■ **Supplied information**
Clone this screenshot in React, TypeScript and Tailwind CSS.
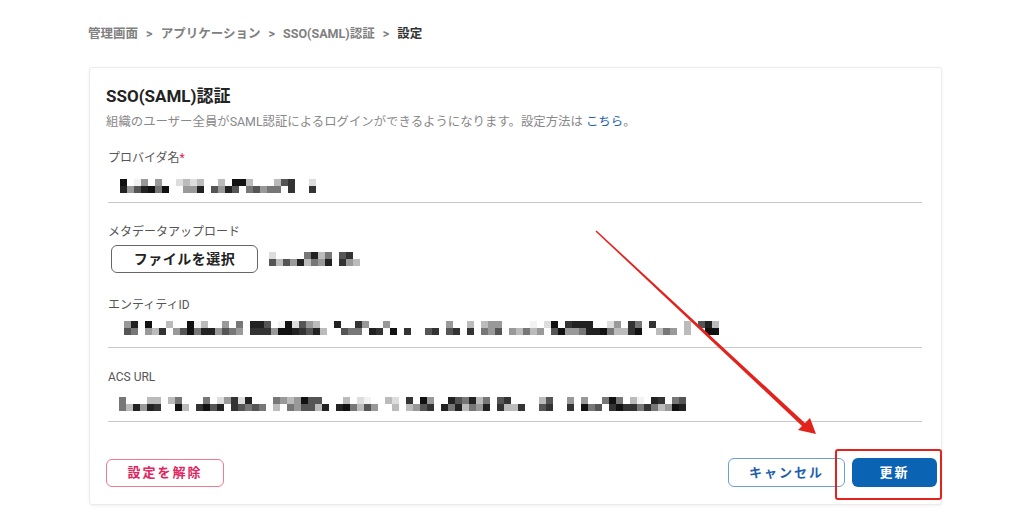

...

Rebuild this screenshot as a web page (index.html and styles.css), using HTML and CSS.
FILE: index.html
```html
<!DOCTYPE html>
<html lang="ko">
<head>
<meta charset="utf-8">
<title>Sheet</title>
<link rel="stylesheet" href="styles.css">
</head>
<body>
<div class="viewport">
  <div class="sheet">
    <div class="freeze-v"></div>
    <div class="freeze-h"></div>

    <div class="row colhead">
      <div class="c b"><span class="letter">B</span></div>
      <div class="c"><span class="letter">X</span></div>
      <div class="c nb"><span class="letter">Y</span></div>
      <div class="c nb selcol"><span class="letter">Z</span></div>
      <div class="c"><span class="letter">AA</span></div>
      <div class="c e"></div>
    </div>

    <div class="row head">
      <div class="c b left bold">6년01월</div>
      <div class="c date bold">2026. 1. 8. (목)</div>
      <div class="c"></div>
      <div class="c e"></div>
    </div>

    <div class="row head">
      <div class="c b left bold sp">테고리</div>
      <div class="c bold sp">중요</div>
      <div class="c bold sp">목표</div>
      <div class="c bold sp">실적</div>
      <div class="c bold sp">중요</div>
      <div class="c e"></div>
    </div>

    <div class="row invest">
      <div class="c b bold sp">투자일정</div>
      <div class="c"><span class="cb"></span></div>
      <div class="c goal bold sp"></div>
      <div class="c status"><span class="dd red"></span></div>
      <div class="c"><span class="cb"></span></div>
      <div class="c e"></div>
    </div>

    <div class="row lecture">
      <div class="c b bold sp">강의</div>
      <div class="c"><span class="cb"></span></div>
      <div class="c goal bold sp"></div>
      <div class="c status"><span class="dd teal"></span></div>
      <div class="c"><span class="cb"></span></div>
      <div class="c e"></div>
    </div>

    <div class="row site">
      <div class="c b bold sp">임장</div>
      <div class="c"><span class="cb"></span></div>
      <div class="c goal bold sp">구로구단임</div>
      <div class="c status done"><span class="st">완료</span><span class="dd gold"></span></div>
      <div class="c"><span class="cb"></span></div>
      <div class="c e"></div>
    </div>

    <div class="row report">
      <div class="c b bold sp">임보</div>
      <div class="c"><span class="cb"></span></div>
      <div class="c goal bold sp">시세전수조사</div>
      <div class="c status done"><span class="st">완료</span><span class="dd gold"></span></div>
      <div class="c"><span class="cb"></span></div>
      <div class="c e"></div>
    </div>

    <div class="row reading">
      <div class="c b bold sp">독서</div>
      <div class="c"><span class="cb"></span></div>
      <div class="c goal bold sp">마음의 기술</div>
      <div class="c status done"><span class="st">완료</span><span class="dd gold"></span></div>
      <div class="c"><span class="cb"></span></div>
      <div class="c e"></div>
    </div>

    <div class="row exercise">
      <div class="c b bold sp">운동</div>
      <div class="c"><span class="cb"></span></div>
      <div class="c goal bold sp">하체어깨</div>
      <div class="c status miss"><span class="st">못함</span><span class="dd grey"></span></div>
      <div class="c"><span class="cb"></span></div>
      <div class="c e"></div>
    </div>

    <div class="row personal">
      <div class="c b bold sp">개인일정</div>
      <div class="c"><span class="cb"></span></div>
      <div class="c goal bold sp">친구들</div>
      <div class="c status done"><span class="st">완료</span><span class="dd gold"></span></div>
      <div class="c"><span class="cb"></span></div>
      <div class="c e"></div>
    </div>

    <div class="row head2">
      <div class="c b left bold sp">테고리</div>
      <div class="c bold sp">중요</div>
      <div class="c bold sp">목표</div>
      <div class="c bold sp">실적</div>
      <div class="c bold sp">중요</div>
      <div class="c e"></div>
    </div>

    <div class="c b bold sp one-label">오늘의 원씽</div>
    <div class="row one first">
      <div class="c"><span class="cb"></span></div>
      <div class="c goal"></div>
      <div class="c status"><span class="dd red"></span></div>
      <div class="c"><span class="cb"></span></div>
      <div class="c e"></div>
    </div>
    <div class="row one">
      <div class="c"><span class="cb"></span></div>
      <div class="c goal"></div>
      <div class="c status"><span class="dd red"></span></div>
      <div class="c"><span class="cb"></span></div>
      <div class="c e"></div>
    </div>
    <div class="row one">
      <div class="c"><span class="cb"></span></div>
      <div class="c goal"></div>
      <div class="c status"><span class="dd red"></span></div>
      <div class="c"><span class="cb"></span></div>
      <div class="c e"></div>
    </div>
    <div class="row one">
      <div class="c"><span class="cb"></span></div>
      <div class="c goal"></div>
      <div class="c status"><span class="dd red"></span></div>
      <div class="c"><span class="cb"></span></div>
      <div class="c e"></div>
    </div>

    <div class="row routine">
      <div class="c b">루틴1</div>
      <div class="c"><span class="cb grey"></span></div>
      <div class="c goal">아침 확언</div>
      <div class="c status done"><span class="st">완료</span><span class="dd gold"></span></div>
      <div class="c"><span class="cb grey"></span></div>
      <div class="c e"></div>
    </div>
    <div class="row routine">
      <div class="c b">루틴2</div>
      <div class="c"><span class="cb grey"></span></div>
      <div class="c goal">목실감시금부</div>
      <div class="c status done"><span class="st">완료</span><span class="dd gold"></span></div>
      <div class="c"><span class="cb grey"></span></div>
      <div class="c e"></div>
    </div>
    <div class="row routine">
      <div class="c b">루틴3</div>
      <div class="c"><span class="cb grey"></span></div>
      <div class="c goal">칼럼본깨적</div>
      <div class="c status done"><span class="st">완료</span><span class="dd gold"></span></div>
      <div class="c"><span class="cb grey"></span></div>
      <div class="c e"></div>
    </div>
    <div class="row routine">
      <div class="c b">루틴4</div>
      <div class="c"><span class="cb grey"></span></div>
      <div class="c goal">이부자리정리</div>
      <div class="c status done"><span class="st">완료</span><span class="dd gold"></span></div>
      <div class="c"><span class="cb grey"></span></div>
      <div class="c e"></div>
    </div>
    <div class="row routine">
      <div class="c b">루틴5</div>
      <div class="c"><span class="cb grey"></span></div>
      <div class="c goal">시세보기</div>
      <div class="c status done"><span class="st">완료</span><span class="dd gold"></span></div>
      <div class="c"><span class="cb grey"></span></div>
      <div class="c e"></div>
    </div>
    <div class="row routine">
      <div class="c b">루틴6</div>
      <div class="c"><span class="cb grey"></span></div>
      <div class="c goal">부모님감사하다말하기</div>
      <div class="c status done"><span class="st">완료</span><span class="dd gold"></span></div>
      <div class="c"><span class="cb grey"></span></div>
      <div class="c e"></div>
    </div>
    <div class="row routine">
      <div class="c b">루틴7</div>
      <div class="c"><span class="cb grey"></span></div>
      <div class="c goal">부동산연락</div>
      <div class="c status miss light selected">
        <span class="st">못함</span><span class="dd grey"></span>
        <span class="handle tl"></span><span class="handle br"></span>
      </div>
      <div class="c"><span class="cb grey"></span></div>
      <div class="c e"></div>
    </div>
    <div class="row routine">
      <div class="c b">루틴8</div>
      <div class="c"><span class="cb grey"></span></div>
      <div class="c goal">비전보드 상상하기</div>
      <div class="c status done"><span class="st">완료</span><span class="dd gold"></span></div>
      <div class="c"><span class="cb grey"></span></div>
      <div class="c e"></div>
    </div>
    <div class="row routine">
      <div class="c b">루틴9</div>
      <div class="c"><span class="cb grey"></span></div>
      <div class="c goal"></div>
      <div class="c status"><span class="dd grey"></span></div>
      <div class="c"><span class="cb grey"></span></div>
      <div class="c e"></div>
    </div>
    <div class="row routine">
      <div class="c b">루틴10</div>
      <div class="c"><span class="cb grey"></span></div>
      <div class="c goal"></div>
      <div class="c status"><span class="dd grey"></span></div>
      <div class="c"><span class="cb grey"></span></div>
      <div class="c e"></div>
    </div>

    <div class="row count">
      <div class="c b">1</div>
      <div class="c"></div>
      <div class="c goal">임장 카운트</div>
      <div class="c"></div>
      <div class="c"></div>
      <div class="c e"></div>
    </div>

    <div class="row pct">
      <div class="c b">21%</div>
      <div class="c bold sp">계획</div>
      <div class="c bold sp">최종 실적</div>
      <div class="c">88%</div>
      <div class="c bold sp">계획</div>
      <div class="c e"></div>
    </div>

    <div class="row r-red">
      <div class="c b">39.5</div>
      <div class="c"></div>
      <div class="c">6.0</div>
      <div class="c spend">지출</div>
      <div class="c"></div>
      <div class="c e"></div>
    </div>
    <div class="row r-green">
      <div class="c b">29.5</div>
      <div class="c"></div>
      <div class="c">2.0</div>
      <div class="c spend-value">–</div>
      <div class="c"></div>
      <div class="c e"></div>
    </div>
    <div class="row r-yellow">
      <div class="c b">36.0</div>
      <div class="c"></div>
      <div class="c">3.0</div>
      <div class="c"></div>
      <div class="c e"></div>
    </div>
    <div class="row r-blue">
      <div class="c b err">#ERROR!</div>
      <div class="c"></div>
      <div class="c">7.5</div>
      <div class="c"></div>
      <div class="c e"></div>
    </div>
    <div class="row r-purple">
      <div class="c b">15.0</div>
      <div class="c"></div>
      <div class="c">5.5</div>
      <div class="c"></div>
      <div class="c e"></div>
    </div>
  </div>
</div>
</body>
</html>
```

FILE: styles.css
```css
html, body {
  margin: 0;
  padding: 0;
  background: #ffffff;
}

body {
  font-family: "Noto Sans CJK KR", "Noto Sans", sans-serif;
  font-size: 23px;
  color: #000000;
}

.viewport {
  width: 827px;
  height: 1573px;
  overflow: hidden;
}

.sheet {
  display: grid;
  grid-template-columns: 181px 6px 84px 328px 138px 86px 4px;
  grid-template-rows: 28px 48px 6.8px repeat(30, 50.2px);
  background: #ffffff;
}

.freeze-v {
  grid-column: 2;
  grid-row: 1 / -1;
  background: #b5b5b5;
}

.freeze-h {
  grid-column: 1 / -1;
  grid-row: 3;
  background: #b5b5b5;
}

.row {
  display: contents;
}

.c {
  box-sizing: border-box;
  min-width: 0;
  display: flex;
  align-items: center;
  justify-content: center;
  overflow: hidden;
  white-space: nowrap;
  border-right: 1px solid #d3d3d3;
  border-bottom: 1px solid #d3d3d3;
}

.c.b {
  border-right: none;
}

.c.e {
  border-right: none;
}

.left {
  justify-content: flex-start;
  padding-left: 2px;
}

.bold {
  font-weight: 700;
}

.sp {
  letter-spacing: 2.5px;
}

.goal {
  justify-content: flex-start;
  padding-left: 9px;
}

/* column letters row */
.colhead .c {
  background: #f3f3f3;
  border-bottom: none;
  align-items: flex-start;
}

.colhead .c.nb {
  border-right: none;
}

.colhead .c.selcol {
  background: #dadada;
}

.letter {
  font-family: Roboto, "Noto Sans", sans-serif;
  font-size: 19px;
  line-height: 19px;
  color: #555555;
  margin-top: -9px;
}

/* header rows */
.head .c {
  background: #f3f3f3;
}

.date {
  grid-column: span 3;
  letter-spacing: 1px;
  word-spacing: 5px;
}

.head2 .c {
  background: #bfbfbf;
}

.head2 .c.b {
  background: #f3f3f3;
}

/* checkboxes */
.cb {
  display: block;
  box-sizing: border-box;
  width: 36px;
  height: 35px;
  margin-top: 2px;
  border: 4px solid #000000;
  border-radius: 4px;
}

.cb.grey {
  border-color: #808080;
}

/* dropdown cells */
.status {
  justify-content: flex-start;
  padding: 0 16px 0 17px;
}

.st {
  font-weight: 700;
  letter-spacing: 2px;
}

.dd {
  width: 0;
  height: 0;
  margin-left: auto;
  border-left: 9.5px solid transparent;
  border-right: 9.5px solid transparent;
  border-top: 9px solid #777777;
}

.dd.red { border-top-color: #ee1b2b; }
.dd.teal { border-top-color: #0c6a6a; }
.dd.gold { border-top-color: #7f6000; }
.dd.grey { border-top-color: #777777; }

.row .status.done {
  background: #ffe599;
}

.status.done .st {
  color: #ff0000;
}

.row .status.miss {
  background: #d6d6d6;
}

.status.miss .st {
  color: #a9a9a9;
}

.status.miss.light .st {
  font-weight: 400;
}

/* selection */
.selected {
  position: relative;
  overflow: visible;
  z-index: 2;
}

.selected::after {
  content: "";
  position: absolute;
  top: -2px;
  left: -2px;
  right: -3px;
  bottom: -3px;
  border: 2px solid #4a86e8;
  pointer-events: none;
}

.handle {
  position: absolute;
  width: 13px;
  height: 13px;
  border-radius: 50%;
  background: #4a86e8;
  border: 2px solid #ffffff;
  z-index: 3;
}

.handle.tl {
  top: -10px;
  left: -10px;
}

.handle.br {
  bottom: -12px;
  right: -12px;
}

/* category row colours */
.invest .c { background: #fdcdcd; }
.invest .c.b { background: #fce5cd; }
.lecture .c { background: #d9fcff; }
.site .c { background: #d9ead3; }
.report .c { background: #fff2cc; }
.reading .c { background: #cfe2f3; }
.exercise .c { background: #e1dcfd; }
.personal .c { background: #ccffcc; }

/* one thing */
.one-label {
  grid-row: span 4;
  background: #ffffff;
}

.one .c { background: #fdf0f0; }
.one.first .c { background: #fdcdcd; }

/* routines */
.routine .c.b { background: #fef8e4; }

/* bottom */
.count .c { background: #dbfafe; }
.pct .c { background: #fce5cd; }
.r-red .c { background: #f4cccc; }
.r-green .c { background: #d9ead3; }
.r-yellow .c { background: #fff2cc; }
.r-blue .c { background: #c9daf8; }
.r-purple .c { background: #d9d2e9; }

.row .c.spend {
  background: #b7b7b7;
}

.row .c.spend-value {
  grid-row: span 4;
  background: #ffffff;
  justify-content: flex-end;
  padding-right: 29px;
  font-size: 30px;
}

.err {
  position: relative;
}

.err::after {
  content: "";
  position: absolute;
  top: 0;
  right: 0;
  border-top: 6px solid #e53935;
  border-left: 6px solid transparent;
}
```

■ **Exercise prompt**
Find the count of lines in the data above where the string "screenshot" occurs. Provide that number alone.

■ **Exercise solution**
2